*AIM*: Only the number is wanted: how many lines in the data contain "this"?

*Interface markup and scripts*:
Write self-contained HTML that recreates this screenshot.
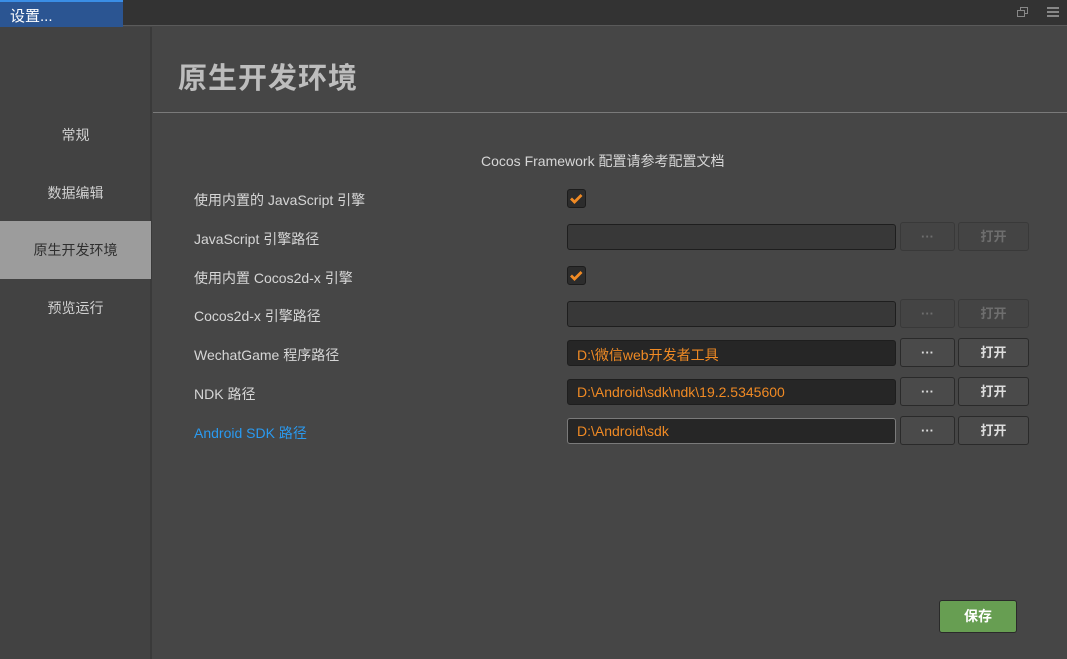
<!DOCTYPE html>
<html><head><meta charset="utf-8"><style>
*{margin:0;padding:0;box-sizing:border-box}
body{width:1067px;height:659px;background:#464646;font-family:"Liberation Sans","Noto Sans CJK SC",sans-serif;font-size:14px;color:#d6d6d6;position:relative;overflow:hidden}
.abs{position:absolute}
.top{left:0;top:0;width:1067px;height:26px;background:#333;border-bottom:1px solid #5a5a5a}
.tab{left:0;top:0;width:123px;height:27px;background:#2b5592;border-top:2px solid #3a8ee6;color:#fff;font-size:15px;padding:3px 0 0 10px}
.side{left:0;top:27px;width:152px;height:632px;background:#424242;border-right:2px solid #3a3a3a}
.si{position:absolute;left:0;width:151px;height:58px;line-height:58px;text-align:center;color:#d0d0d0;font-size:14px}
.sel{background:#9c9c9c;color:#2e2e2e}
h1{position:absolute;left:178px;top:55px;font-size:29px;color:#bdbdbd;font-weight:bold;letter-spacing:1px}
.hl{left:153px;top:112px;width:914px;height:1px;background:#7a7a7a}
.lbl{position:absolute;left:194px;font-size:14px;color:#d6d6d6}
.cb{position:absolute;left:567px;width:19px;height:19px;background:#2c2c2c;border:1px solid #1c1c1c;border-radius:3px}
.in{position:absolute;left:567px;width:329px;height:26px;background:#383838;border:1px solid #1e1e1e;border-radius:3px;color:#f08a24;font-size:14px;padding:4px 0 0 9px}
.in.d{background:#262626}
.b1,.b2{position:absolute;height:29px;border:1px solid #2a2a2a;border-radius:3px;background:#4a4a4a;color:#ddd;font-weight:bold;text-align:center;line-height:27px;font-size:13px}
.b1{left:900px;width:55px}.b2{left:958px;width:71px}
.dis{background:#444;border-color:#393939;color:#6e6e6e}
</style></head><body>
<div class="abs top"></div>
<div class="abs tab">设置...</div>
<svg class="abs" style="left:1016px;top:6px" width="14" height="13" viewBox="0 0 14 13"><rect x="4.5" y="1.5" width="7" height="6" fill="none" stroke="#888"/><rect x="1.5" y="4.5" width="7" height="6" fill="#333" stroke="#888"/></svg>
<svg class="abs" style="left:1047px;top:7px" width="13" height="10"><rect y="0" width="12" height="2" fill="#888"/><rect y="4" width="12" height="2" fill="#888"/><rect y="8" width="12" height="2" fill="#888"/></svg>
<div class="abs side">
<div class="si" style="top:79px">常规</div>
<div class="si" style="top:137px">数据编辑</div>
<div class="si sel" style="top:194px">原生开发环境</div>
<div class="si" style="top:252px">预览运行</div>
</div>
<h1>原生开发环境</h1>
<div class="abs hl"></div>
<div class="abs" style="left:481px;top:151px;font-size:14px;color:#d6d6d6">Cocos Framework 配置请参考配置文档</div>

<div class="lbl" style="top:190px">使用内置的 JavaScript 引擎</div>
<div class="cb" style="top:189px"><svg width="17" height="17" viewBox="0 0 17 17"><path d="M3 8.5l3.5 3.5 7-7" fill="none" stroke="#f08a24" stroke-width="2.8"/></svg></div>

<div class="lbl" style="top:229px">JavaScript 引擎路径</div>
<div class="in" style="top:224px"></div>
<div class="b1 dis" style="top:222px">···</div><div class="b2 dis" style="top:222px">打开</div>

<div class="lbl" style="top:268px">使用内置 Cocos2d-x 引擎</div>
<div class="cb" style="top:266px"><svg width="17" height="17" viewBox="0 0 17 17"><path d="M3 8.5l3.5 3.5 7-7" fill="none" stroke="#f08a24" stroke-width="2.8"/></svg></div>

<div class="lbl" style="top:306px">Cocos2d-x 引擎路径</div>
<div class="in" style="top:301px"></div>
<div class="b1 dis" style="top:299px">···</div><div class="b2 dis" style="top:299px">打开</div>

<div class="lbl" style="top:345px">WechatGame 程序路径</div>
<div class="in d" style="top:340px">D:\微信web开发者工具</div>
<div class="b1" style="top:338px">···</div><div class="b2" style="top:338px">打开</div>

<div class="lbl" style="top:384px">NDK 路径</div>
<div class="in d" style="top:379px">D:\Android\sdk\ndk\19.2.5345600</div>
<div class="b1" style="top:377px">···</div><div class="b2" style="top:377px">打开</div>

<div class="lbl" style="top:423px;color:#2a9af0">Android SDK 路径</div>
<div class="in d" style="top:418px;border-color:#7a7a7a">D:\Android\sdk</div>
<div class="b1" style="top:416px">···</div><div class="b2" style="top:416px">打开</div>

<div class="abs" style="left:939px;top:600px;width:78px;height:33px;background:#679e52;border:1px solid #2a2a2a;border-radius:3px;color:#fff;font-weight:bold;text-align:center;line-height:31px;font-size:14px">保存</div>
</body></html>
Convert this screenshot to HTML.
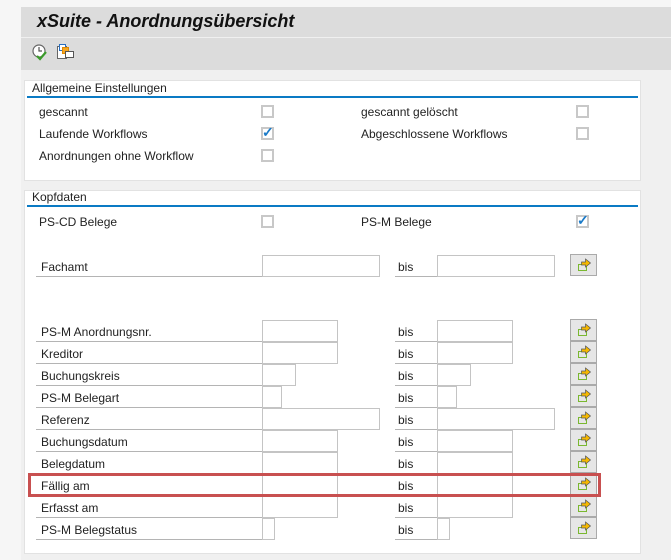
<!DOCTYPE html>
<html><head><meta charset="utf-8"><style>
*{margin:0;padding:0;box-sizing:border-box}
body{width:671px;height:560px;background:#f0f0f0;position:relative;overflow:hidden;font-family:"Liberation Sans",sans-serif;font-size:12px;color:#222}
.a{position:absolute}
.t{position:absolute;white-space:nowrap;line-height:14px}
.cb{position:absolute;width:13px;height:13px;border:2px solid #c8c8c8;background:#fff}
.in{position:absolute;height:22px;border:1px solid #c4c4c4;background:#fff}
.ul{position:absolute;height:1px;background:#b4b4b4}
.btn{position:absolute;width:27px;height:22px;border:1px solid #aaa;background:#e6e6e6}
.btn svg{position:absolute;left:0;top:0}
.panel{position:absolute;left:24px;width:617px;background:#fff;border:1px solid #e2e2e2}
.bl{position:absolute;left:2px;right:2px;height:2px;background:#0a7ac4}
</style></head><body>
<div class="a" style="left:0;top:0;width:671px;height:7px;background:#f6f6f6"></div>
<div class="a" style="left:0;top:0;width:21px;height:560px;background:#f6f6f6"></div>
<div class="a" style="left:21px;top:7px;width:650px;height:30px;background:#dcdcdc"></div>
<div class="t" style="left:37px;top:11px;font-size:18px;line-height:20px;font-weight:bold;font-style:italic;color:#111">xSuite - Anordnungsübersicht</div>
<div class="a" style="left:21px;top:38px;width:650px;height:32px;background:#dcdcdc"></div>
<svg class="a" style="left:31px;top:43px" width="20" height="20" viewBox="0 0 20 20"><circle cx="8" cy="8" r="6" fill="#fff" stroke="#666" stroke-width="1.2"/><path d="M8 4v4h3" stroke="#555" fill="none" stroke-width="1.2"/><path d="M6 13l3 3 6-7" stroke="#3a9a2a" fill="none" stroke-width="2.2"/></svg>
<svg class="a" style="left:56px;top:43px" width="20" height="20" viewBox="0 0 20 20"><rect x="1.5" y="3.5" width="9" height="12" fill="#fff" stroke="#666"/><rect x="3.5" y="1.5" width="6" height="6" fill="#fff" stroke="#2a6fc0"/><rect x="6.5" y="4.5" width="6" height="6" fill="#f5a623" stroke="#e08a00"/><rect x="9.5" y="8.5" width="8" height="6" fill="#fff" stroke="#555"/></svg>

<div class="panel" style="top:80px;height:101px"><div class="bl" style="top:15px"></div></div>
<div class="t" style="left:32px;top:81px">Allgemeine Einstellungen</div>
<div class="t" style="left:39px;top:105px">gescannt</div><div class="cb" style="left:261px;top:105px"></div>
<div class="t" style="left:361px;top:105px">gescannt gelöscht</div><div class="cb" style="left:576px;top:105px"></div>
<div class="t" style="left:39px;top:127px">Laufende Workflows</div><div class="cb" style="left:261px;top:127px"></div>
<div class="t" style="left:262px;top:125px;color:#1a7ac8;font-size:14px;font-weight:bold">✓</div>
<div class="t" style="left:361px;top:127px">Abgeschlossene Workflows</div><div class="cb" style="left:576px;top:127px"></div>
<div class="t" style="left:39px;top:149px">Anordnungen ohne Workflow</div><div class="cb" style="left:261px;top:149px"></div>

<div class="panel" style="top:190px;height:364px"><div class="bl" style="top:14px"></div></div>
<div class="t" style="left:32px;top:190px">Kopfdaten</div>
<div class="t" style="left:39px;top:215px">PS-CD Belege</div><div class="cb" style="left:261px;top:215px"></div>
<div class="t" style="left:361px;top:215px">PS-M Belege</div><div class="cb" style="left:576px;top:215px"></div>
<div class="t" style="left:577px;top:213px;color:#1a7ac8;font-size:14px;font-weight:bold">✓</div>

<div id="rows"></div>
<div class="a" style="left:28px;top:473px;width:573px;height:24px;border:3px solid #c85050"></div>
<script>
var rows=[["Fachamt",255,118],["PS-M Anordnungsnr.",320,76],["Kreditor",342,76],["Buchungskreis",364,34],["PS-M Belegart",386,20],["Referenz",408,118],["Buchungsdatum",430,76],["Belegdatum",452,76],["Fällig am",474,76],["Erfasst am",496,76],["PS-M Belegstatus",518,13]];
var h="";
rows.forEach(function(r){var y=r[1];
h+='<div class="t" style="left:41px;top:'+(y+5)+'px">'+r[0]+'</div>';
h+='<div class="ul" style="left:36px;width:226px;top:'+(y+21)+'px"></div>';
h+='<div class="in" style="left:262px;top:'+y+'px;width:'+r[2]+'px"></div>';
h+='<div class="t" style="left:398px;top:'+(y+5)+'px">bis</div>';
h+='<div class="ul" style="left:395px;width:42px;top:'+(y+21)+'px"></div>';
h+='<div class="in" style="left:437px;top:'+y+'px;width:'+r[2]+'px"></div>';
h+='<div class="btn" style="left:570px;top:'+(y-1)+'px"><svg width="25" height="20" viewBox="0 0 25 20"><rect x="7.5" y="9.5" width="8" height="6" fill="none" stroke="#7ab830"/><path d="M10.5 7h4V4l5 4-5 4V10h-4z" fill="#f5b800" stroke="#555" stroke-width="0.7"/></svg></div>';
});
document.getElementById("rows").innerHTML=h;
</script>
</body></html>
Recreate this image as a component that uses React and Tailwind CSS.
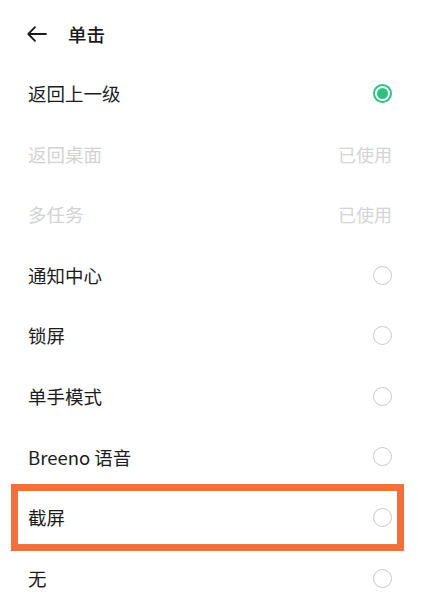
import { useState } from "react";

const options = [
  { label: "返回上一级", state: "checked" },
  { label: "返回桌面", state: "used" },
  { label: "多任务", state: "used" },
  { label: "通知中心" },
  { label: "锁屏" },
  { label: "单手模式" },
  { label: "Breeno 语音" },
  { label: "截屏", highlight: true },
  { label: "无" },
];

const Radio = ({ checked }) =>
  checked ? (
    <div className="w-[19px] h-[19px] rounded-full border-2 border-[#2fc27e] flex items-center justify-center">
      <div className="w-[11px] h-[11px] rounded-full bg-[#2fc27e]" />
    </div>
  ) : (
    <div className="w-[19px] h-[19px] rounded-full border-[1.5px] border-[#c9c9c9]" />
  );

export default function App() {
  const [selected, setSelected] = useState(0);

  return (
    <div
      className="w-[421px] h-[600px] bg-white overflow-hidden"
      style={{ fontFamily: '"Noto Sans CJK SC", "Noto Sans", sans-serif' }}
    >
      <div className="h-[63px] flex items-center pl-[27px] pt-[5px]">
        <svg width="20" height="16" viewBox="0 0 20 16" fill="none">
          <path
            d="M19 8H1.5M8 1.2L1.3 8L8 14.8"
            stroke="#1a1a1a"
            strokeWidth="1.8"
            strokeLinecap="round"
            strokeLinejoin="round"
          />
        </svg>
        <span className="ml-[21px] text-[18.5px] font-medium text-[#1a1a1a] leading-none">
          单击
        </span>
      </div>

      {options.map((opt, i) => {
        const used = opt.state === "used";
        return (
          <div
            key={opt.label}
            onClick={() => !used && setSelected(i)}
            className="relative h-[60.6px] flex items-center justify-between pl-[28px] pr-[29px]"
          >
            <span
              className={
                "text-[18.5px] leading-none " +
                (used ? "text-[#d2d2d2]" : "text-[#1c1c1c]")
              }
            >
              {opt.label}
            </span>
            {used ? (
              <span className="text-[18px] leading-none text-[#d4d4d4]">
                已使用
              </span>
            ) : (
              <Radio checked={selected === i} />
            )}
            {opt.highlight && (
              <div className="absolute left-[11px] right-[17px] -top-[3px] -bottom-[3px] border-[7px] border-[#f2703c]" />
            )}
          </div>
        );
      })}
    </div>
  );
}
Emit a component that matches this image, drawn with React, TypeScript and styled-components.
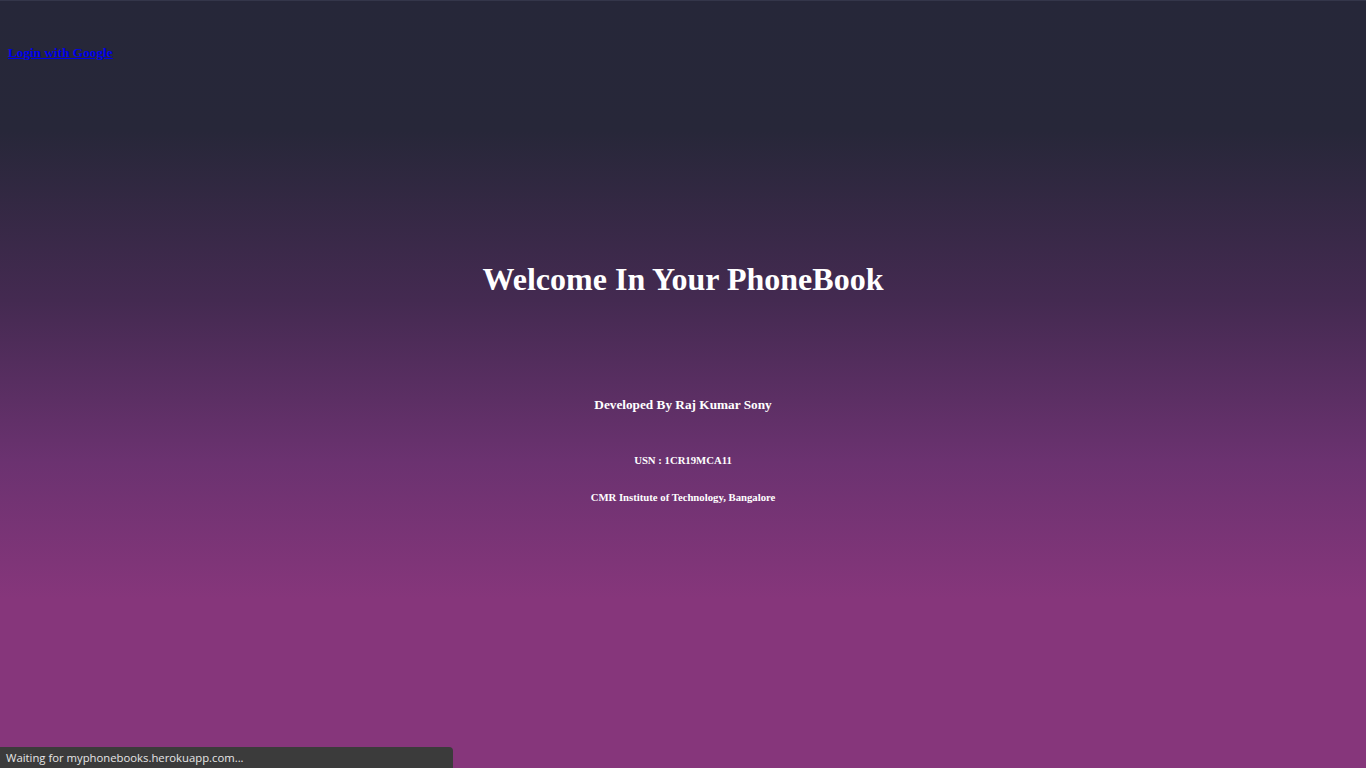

*RESPONSE BELOW*: 4